USACE in Two Rivers (WI) for Breakwater Repairs

Business & Finance

The U.S. Army Corps of Engineers personnel and equipment from Kewaunee are mobilized at the City of Two Rivers’ Lake Michigan harbor to undertake emergency repairs to the south breakwater.

According to the city report, the tugs Kenosha and Racine, and the crane barge Manitowoc are at work on this project.

The south breakwater was extended further into Lake Michigan in 2003, in conjunction with a repair and rehabilitation project in 2003, to serve as a “wave attenuating structure.” The new structure was essentially a rubble mound with a poured concrete cap/walkway, intended to help dissipate the energy of waves rolling into the harbor channel from Lake Michigan.

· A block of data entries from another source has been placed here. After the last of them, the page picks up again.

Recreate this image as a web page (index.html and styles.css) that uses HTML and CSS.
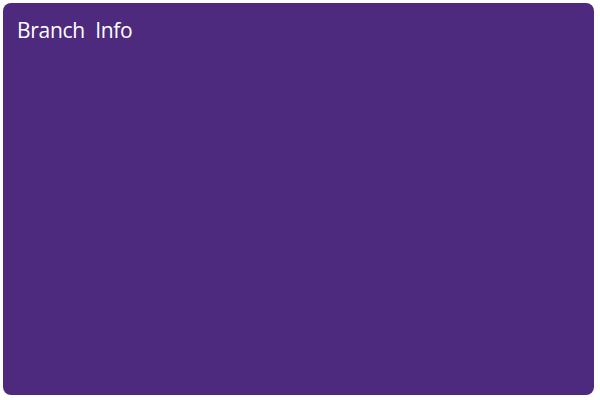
FILE: index.html
```html
<!DOCTYPE html>
<html>
<head>
<meta charset="utf-8">
<link rel="stylesheet" href="styles.css">
</head>
<body>
<div class="card">
  <h1 class="title">Branch&nbsp; Info</h1>
</div>
</body>
</html>
```
FILE: styles.css
```css
html, body { margin: 0; padding: 0; background: #ffffff; }
body { padding: 3px 0 0 3px; }
.card {
  width: 591px;
  height: 392px;
  background: #4e2a7f;
  border-radius: 8px;
  box-sizing: border-box;
  padding: 13px 14px;
}
.title {
  margin: 0;
  font-family: "Open Sans", "Noto Sans", sans-serif;
  font-weight: 400;
  font-size: 21px;
  line-height: 28px;
  letter-spacing: -0.3px;
  color: #ffffff;
}
```
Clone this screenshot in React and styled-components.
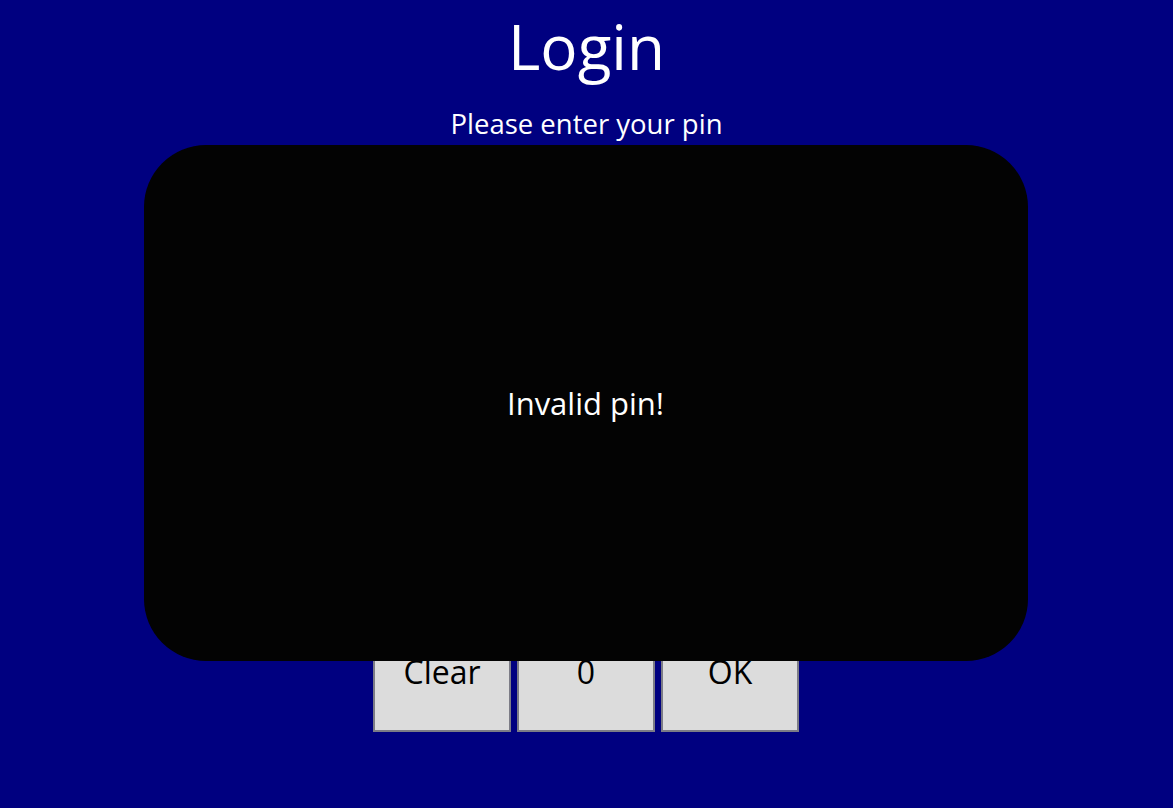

The need for emergency repairs was first noted in the Summer of 2015, when local U.S. Coast Guard personnel noticed that armor stone around the tip of the breakwater had settled or become displaced, causing the concrete walkway to be undermined.

Over the next week, USACE will be placing small diameter stone along either side of the walkway at the outer end of the pier, to block off the sides of the void beneath the walkway.

They will bore holes through the concrete cap and concrete trucks will drive out onto the pier (but not onto the 2003 extension) to pump an estimated 20-30 cubic yards of concrete into the void.

Additional armor stone will then be placed around the outer tip of the structure, to better protect it against the forces of Lake Michigan.